Where a line contains the word "React", copy that line.

SUPPLIED MATERIAL:

════

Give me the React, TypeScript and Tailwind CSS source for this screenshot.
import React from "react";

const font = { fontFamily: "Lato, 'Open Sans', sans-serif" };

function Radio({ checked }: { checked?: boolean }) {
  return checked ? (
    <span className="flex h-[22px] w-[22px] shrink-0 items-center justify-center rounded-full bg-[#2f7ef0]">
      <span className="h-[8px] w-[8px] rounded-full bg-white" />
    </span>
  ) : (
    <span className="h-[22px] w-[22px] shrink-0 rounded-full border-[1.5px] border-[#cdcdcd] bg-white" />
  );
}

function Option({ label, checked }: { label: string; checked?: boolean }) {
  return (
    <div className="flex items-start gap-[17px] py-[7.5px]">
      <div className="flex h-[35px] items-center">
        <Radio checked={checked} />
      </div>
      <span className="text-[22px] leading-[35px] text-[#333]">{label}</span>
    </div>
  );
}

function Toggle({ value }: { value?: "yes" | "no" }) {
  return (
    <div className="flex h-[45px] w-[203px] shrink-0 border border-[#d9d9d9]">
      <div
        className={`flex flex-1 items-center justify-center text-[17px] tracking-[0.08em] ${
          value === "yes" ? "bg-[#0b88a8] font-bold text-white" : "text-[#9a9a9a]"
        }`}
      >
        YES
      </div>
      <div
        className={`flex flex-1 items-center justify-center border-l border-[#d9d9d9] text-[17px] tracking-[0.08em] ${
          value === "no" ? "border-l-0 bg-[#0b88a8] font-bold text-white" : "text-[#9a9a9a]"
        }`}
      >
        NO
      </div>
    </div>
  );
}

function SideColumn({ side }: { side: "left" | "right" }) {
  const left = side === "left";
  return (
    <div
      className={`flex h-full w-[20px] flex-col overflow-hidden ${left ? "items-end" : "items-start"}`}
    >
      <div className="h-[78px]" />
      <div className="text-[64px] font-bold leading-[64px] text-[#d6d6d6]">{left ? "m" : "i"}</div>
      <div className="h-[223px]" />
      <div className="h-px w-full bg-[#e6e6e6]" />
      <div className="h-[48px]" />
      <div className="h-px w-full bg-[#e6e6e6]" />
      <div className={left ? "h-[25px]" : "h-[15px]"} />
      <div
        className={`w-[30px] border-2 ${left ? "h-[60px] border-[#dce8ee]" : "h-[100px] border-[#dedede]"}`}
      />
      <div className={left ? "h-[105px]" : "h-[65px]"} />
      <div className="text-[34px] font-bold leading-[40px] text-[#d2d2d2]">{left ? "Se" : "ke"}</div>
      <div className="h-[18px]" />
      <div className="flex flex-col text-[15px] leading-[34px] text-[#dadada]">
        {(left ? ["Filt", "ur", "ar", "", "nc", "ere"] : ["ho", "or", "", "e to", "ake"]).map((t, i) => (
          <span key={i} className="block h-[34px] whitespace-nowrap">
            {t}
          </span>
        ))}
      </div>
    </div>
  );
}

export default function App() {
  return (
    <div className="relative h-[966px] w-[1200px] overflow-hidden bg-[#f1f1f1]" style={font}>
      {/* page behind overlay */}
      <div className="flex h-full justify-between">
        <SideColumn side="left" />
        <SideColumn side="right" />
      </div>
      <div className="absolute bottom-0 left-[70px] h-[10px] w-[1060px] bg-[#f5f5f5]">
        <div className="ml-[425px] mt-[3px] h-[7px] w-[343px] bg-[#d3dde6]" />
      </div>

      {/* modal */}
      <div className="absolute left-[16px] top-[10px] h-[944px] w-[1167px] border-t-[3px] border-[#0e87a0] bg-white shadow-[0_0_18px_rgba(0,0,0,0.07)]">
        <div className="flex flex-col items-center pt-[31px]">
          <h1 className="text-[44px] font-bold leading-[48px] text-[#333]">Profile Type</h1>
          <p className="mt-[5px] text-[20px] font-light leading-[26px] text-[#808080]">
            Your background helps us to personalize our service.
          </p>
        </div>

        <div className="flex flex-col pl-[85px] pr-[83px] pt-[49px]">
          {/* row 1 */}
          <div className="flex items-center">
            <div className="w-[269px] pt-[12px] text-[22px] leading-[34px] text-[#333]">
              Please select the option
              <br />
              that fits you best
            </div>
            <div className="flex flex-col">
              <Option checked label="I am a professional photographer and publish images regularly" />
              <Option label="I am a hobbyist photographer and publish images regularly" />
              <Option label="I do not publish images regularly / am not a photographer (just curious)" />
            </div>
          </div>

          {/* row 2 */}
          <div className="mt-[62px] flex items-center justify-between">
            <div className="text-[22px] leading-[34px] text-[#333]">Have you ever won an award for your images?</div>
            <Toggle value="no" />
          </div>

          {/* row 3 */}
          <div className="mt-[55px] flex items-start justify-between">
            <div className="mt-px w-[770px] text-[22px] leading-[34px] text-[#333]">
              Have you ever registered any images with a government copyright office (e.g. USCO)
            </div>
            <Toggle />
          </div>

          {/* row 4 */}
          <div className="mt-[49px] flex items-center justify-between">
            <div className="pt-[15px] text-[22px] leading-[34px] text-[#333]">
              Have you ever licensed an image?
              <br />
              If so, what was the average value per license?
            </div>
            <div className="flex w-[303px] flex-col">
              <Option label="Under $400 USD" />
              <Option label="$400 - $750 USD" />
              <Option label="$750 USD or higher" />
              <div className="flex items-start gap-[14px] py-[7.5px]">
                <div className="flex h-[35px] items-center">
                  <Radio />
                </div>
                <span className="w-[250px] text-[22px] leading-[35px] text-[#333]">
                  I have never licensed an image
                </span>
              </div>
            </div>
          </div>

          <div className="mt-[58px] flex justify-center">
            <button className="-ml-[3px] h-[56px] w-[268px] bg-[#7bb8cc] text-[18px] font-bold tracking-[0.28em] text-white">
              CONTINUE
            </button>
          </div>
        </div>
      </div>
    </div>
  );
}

════

FINISHED ANSWER:
Give me the React, TypeScript and Tailwind CSS source for this screenshot.
import React from "react";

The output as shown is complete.